I was a fat baby, a fat kid, a fat adolescent, a fatter teen, a fat twenty-something, and I’m fat right now. I have been obsessively dieting, and gaining, and dieting for as long as I can remember: bound by the pressures of the oftentimes image-obsessed gay community which I’m in, and the wider world’s general idolisation of the thin white body. Years of bombardment from advertising, movie stars, models, and health gurus who build their empires on making you feel inadequate and insecure naturally results in deep self-loathing for any part of your body that isn’t nearing 0% fat.

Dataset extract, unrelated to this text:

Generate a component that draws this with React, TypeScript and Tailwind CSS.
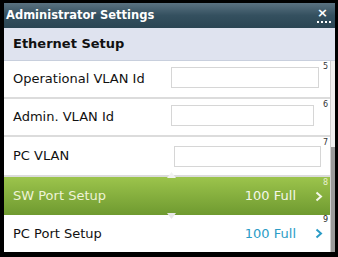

This feeling of self-hatred intensifies every year, around this time, when the sun starts coming out. Everywhere you turn your body is being criticised, in this oddly seasonal context, for not being ready for the beach. People have no idea how to talk to you about fat, because fat has become synonymous with failure. And so, unable to understand or talk about why you feel so gripped by wanting to remove those extra pounds, even though you can’t bloody afford a beach holiday anyway, you begin down the diet road.
But not this year. This year I was lucky enough to properly discover fat activism, and I realised that once I flooded my social media feeds with bodies that are much more like mine, I felt far more comfortable in my body, as well as supported and validated in my choice to start reframing my relationship with it.
In this article are some of the most iconic, rad, beautiful women and men (to be clear: I'm not pictured) who reject the mainstream idea that thin equals beautiful. The more imagery I consumed of fat people like me, the more I began to appreciate my fat belly and my big back – the things my body does, not what it looks like. I thought so much about the hours, and the tears, spent starving myself, taking stupid gimmicky gym classes that I despised, and the sheer energy and breath wasted talking about what I wanted to change about my body. I decided to commit to channelling that energy into things that are actually important, and not a waste of life.
A big worry I always had was whether someone would want to fuck me, because my fat always made me feel unfuckable. But then I look at my track record, and my now-boyfriend, and I’ve had that insecurity disproved on countless occasions.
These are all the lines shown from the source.